══ DATA LINES

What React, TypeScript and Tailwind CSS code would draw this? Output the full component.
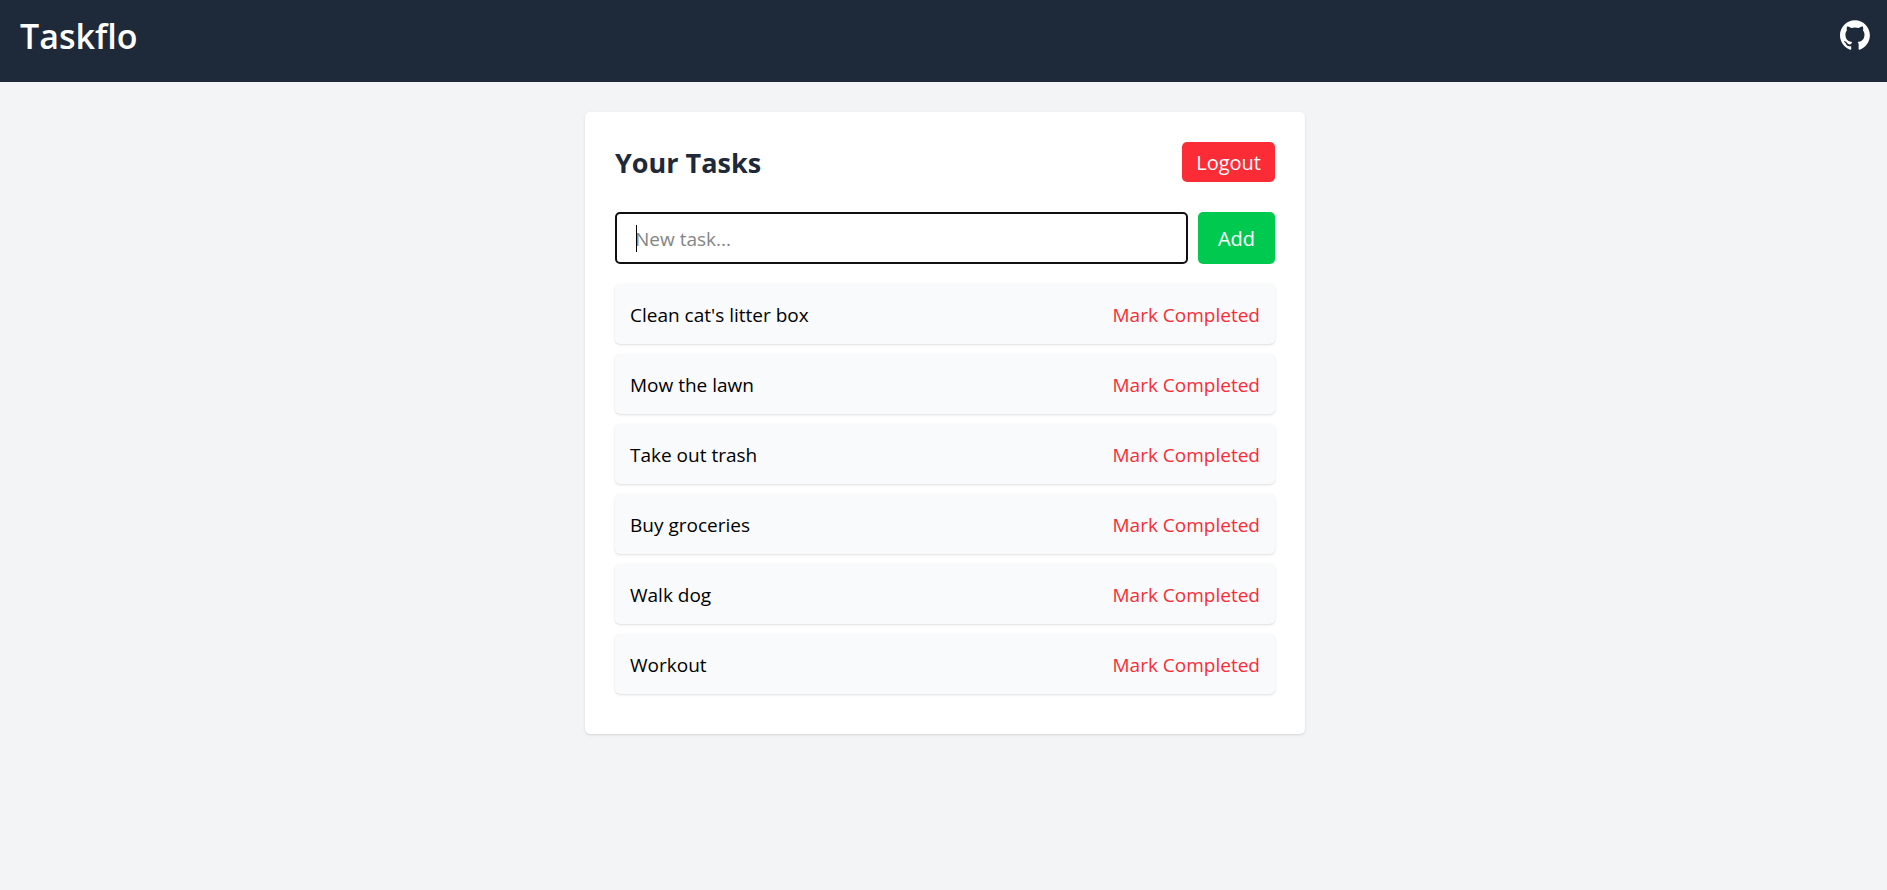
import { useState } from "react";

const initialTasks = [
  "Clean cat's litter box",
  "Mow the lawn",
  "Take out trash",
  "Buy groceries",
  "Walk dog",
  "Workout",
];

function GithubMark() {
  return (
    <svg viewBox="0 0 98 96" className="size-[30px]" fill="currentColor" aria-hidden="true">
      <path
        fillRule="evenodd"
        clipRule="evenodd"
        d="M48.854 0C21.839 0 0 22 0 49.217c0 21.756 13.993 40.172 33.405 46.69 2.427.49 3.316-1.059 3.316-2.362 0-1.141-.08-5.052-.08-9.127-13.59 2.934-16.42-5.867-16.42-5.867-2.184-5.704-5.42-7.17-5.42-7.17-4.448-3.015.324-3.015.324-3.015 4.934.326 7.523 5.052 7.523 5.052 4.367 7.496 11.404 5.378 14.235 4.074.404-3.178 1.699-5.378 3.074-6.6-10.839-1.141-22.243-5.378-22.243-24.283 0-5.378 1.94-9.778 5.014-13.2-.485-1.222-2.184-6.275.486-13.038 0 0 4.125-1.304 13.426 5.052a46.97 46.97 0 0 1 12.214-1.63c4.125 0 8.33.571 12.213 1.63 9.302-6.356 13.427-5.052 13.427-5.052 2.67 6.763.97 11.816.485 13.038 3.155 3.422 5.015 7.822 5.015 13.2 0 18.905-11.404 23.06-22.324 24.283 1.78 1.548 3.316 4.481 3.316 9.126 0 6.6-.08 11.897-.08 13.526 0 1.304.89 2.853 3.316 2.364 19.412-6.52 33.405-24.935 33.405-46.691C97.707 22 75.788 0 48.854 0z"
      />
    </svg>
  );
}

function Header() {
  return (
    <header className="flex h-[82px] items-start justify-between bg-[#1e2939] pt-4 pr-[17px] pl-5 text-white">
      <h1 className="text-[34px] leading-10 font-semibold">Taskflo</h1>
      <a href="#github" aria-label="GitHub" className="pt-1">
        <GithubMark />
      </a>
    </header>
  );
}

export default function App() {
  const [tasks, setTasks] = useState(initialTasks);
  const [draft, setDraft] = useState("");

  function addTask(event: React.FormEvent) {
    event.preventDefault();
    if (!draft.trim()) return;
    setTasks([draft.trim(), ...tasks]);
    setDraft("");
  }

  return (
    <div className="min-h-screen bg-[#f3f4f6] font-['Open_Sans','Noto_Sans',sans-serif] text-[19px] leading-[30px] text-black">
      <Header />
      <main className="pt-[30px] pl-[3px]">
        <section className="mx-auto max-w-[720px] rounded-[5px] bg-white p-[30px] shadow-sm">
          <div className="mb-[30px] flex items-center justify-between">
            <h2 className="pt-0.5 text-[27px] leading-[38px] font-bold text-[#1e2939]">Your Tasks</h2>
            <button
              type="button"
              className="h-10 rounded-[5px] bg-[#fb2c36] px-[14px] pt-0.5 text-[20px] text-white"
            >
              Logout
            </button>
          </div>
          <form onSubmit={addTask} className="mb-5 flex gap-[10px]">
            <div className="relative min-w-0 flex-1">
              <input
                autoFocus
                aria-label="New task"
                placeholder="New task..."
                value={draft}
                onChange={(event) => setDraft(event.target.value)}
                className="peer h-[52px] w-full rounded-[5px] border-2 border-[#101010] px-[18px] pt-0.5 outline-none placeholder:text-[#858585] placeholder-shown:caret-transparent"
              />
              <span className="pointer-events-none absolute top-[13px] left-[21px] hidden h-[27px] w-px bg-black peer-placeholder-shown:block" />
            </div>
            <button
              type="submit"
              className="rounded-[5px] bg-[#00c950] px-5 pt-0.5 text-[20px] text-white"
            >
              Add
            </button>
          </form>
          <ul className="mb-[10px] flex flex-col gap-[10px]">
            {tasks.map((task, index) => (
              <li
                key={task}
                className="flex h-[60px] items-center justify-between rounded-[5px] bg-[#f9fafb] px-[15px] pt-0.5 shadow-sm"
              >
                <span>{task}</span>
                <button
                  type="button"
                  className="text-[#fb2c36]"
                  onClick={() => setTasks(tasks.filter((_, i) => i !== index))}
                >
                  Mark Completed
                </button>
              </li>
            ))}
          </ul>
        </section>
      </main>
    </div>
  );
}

════

-- THE EXERCISE --
Quote the material word for word, dropping any images it holds.

-- OUTPUT FOR THIS TASK --
What React, TypeScript and Tailwind CSS code would draw this? Output the full component.
import { useState } from "react";

const initialTasks = [
  "Clean cat's litter box",
  "Mow the lawn",
  "Take out trash",
  "Buy groceries",
  "Walk dog",
  "Workout",
];

function GithubMark() {
  return (
    <svg viewBox="0 0 98 96" className="size-[30px]" fill="currentColor" aria-hidden="true">
      <path
        fillRule="evenodd"
        clipRule="evenodd"
        d="M48.854 0C21.839 0 0 22 0 49.217c0 21.756 13.993 40.172 33.405 46.69 2.427.49 3.316-1.059 3.316-2.362 0-1.141-.08-5.052-.08-9.127-13.59 2.934-16.42-5.867-16.42-5.867-2.184-5.704-5.42-7.17-5.42-7.17-4.448-3.015.324-3.015.324-3.015 4.934.326 7.523 5.052 7.523 5.052 4.367 7.496 11.404 5.378 14.235 4.074.404-3.178 1.699-5.378 3.074-6.6-10.839-1.141-22.243-5.378-22.243-24.283 0-5.378 1.94-9.778 5.014-13.2-.485-1.222-2.184-6.275.486-13.038 0 0 4.125-1.304 13.426 5.052a46.97 46.97 0 0 1 12.214-1.63c4.125 0 8.33.571 12.213 1.63 9.302-6.356 13.427-5.052 13.427-5.052 2.67 6.763.97 11.816.485 13.038 3.155 3.422 5.015 7.822 5.015 13.2 0 18.905-11.404 23.06-22.324 24.283 1.78 1.548 3.316 4.481 3.316 9.126 0 6.6-.08 11.897-.08 13.526 0 1.304.89 2.853 3.316 2.364 19.412-6.52 33.405-24.935 33.405-46.691C97.707 22 75.788 0 48.854 0z"
      />
    </svg>
  );
}

function Header() {
  return (
    <header className="flex h-[82px] items-start justify-between bg-[#1e2939] pt-4 pr-[17px] pl-5 text-white">
      <h1 className="text-[34px] leading-10 font-semibold">Taskflo</h1>
      <a href="#github" aria-label="GitHub" className="pt-1">
        <GithubMark />
      </a>
    </header>
  );
}

export default function App() {
  const [tasks, setTasks] = useState(initialTasks);
  const [draft, setDraft] = useState("");

  function addTask(event: React.FormEvent) {
    event.preventDefault();
    if (!draft.trim()) return;
    setTasks([draft.trim(), ...tasks]);
    setDraft("");
  }

  return (
    <div className="min-h-screen bg-[#f3f4f6] font-['Open_Sans','Noto_Sans',sans-serif] text-[19px] leading-[30px] text-black">
      <Header />
      <main className="pt-[30px] pl-[3px]">
        <section className="mx-auto max-w-[720px] rounded-[5px] bg-white p-[30px] shadow-sm">
          <div className="mb-[30px] flex items-center justify-between">
            <h2 className="pt-0.5 text-[27px] leading-[38px] font-bold text-[#1e2939]">Your Tasks</h2>
            <button
              type="button"
              className="h-10 rounded-[5px] bg-[#fb2c36] px-[14px] pt-0.5 text-[20px] text-white"
            >
              Logout
            </button>
          </div>
          <form onSubmit={addTask} className="mb-5 flex gap-[10px]">
            <div className="relative min-w-0 flex-1">
              <input
                autoFocus
                aria-label="New task"
                placeholder="New task..."
                value={draft}
                onChange={(event) => setDraft(event.target.value)}
                className="peer h-[52px] w-full rounded-[5px] border-2 border-[#101010] px-[18px] pt-0.5 outline-none placeholder:text-[#858585] placeholder-shown:caret-transparent"
              />
              <span className="pointer-events-none absolute top-[13px] left-[21px] hidden h-[27px] w-px bg-black peer-placeholder-shown:block" />
            </div>
            <button
              type="submit"
              className="rounded-[5px] bg-[#00c950] px-5 pt-0.5 text-[20px] text-white"
            >
              Add
            </button>
          </form>
          <ul className="mb-[10px] flex flex-col gap-[10px]">
            {tasks.map((task, index) => (
              <li
                key={task}
                className="flex h-[60px] items-center justify-between rounded-[5px] bg-[#f9fafb] px-[15px] pt-0.5 shadow-sm"
              >
                <span>{task}</span>
                <button
                  type="button"
                  className="text-[#fb2c36]"
                  onClick={() => setTasks(tasks.filter((_, i) => i !== index))}
                >
                  Mark Completed
                </button>
              </li>
            ))}
          </ul>
        </section>
      </main>
    </div>
  );
}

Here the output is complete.